Не от горя. От конца контроля.
Дальше всё пошло быстрее, грубее, почти некрасиво. Слуги, вызванные для надзора. Бумаги, складываемые на стол. Домашний доктор, который внезапно вспомнил о своей давней нерешительности и попытался оправдаться. Дмитрий, севший в кресло так, будто пол ушёл у него из-под ног. Астахов, уже почти старик, который подписывал опись чёрной книги с выражением человека, слишком долго молчавшего и потому не получившего права на облегчение.
Елизавета вышла из библиотеки последней.
Коридор показался ей пустым и очень длинным. Будто весь дом вдруг растянулся между прошлым и тем, что ещё предстояло пережить. Тайна мёртвой княгини была уже не тайной. Она стала делом, протоколом, показанием, книжной уликой, медицинским мнением и семейным позором одновременно. И всё же внутри не было торжества. Только усталое освобождение и привкус чужой старой грязи.
Аптеку спасли не сразу. Но спасли.
Через несколько дней полицейский чиновник вернул часть изъятых книг и, уже без прежней холодной добросовестности, сказал, что имя Лизы Воронцовой в официальном деле будет проходить не как имя отравительницы, а как имя свидетеля и хранительницы записей, чьё участие в вымогательстве ещё будет проверяться отдельно. Это было не полное очищение. Но достаточно, чтобы соседи перестали переходить улицу при её виде, а Яков Матвеевич снова пришёл за каплями, ворча про цены на уголь так же, как прежде. В такой воркотне было больше человеческого оправдания, чем в любом сочувствии.
Параска, получив наконец жалованье не кусками, а почти целиком, объявила, что никуда не уйдёт, раз уж «в доме снова настоящая хозяйка». Агафья Петровна принесла пирог и, не задавая лишних вопросов, только взяла Елизавету за руку чуть дольше обычного. Аптека дышала работой. Пахла бумагой, сушёной мятой, спиртом и горячей печью. В этом запахе было будущее — не красивое, не безопасное, но своё.
Однажды вечером, когда снег за окном уже начал подтаивать и Петербург впервые за долгое время выглядел не враждебным, а просто усталым, Алексей пришёл без лакея и без экипажа у двери.
Рана всё ещё напоминала о себе: двигался он осторожнее, чем раньше, хотя изо всех сил старался сделать вид, будто нет. Елизавета увидела это сразу и решила не замечать вслух. Некоторая гордость должна оставаться у человека хотя бы после разоблачения семейной преступной сети.

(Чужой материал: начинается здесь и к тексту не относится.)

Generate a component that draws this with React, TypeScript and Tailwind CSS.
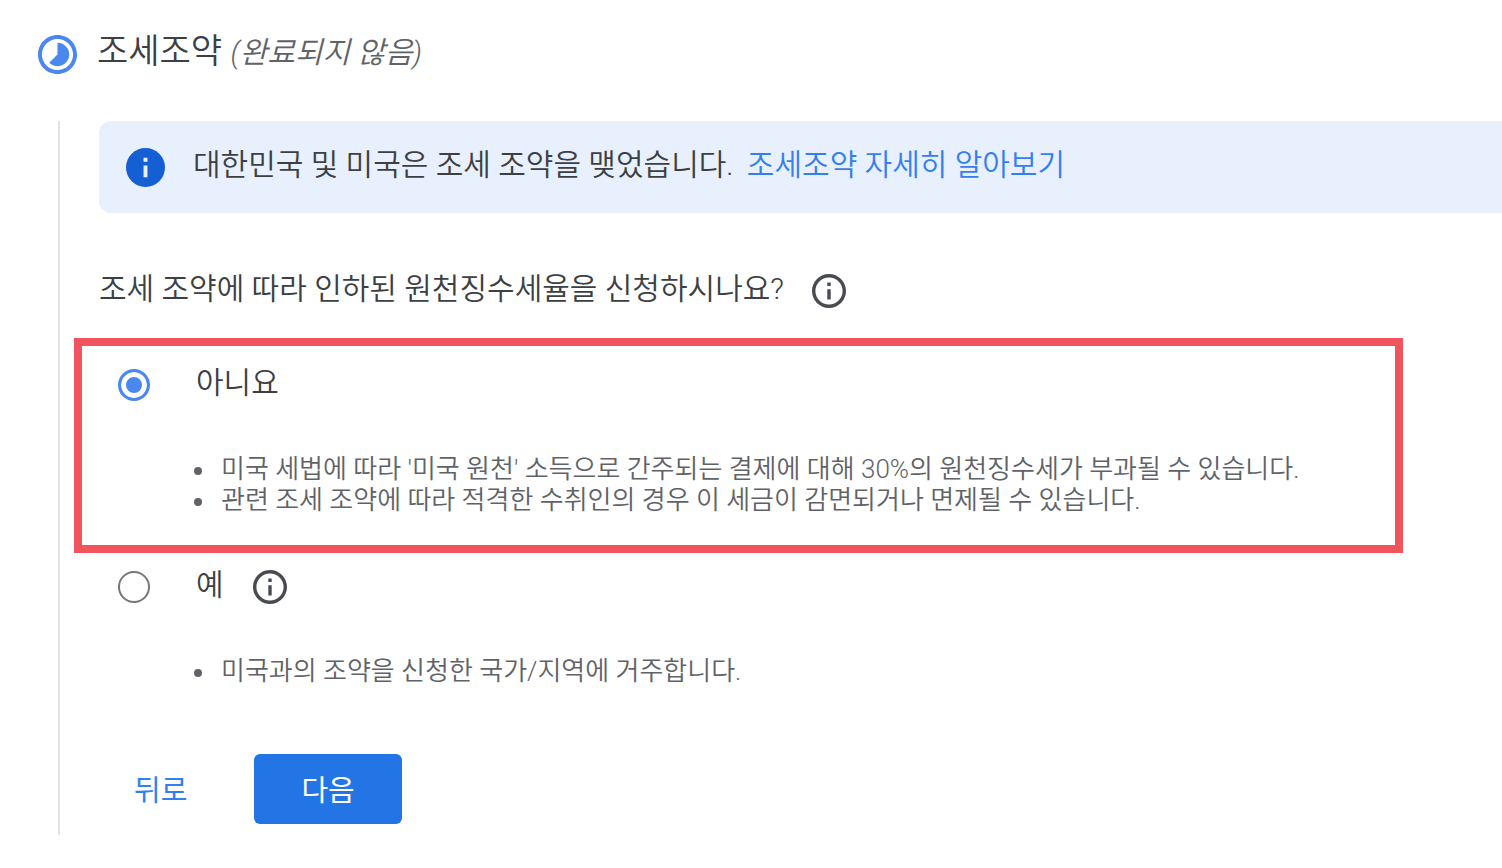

Он остановился у стойки, положил на дерево тонкую папку и сказал:
— Это последние бумаги тётки. Те, что полиция разрешила оставить мне как неотносящиеся прямо к делу.
— И вы несёте их сюда?
— Не все. Только то, что касается вас.
Елизавета молча раскрыла папку.
Внутри были две вещи.
Первая — официальная записка от следствия, где указывалось, что в рамках расследования роль Лизы Воронцовой в изготовлении смертельного состава не подтверждена, а её шифрованные записи и скрытые книги сыграли ключевую роль в раскрытии преступной схемы. Формулировка сухая. Почти безжалостная. Но для такого города — почти оправдание.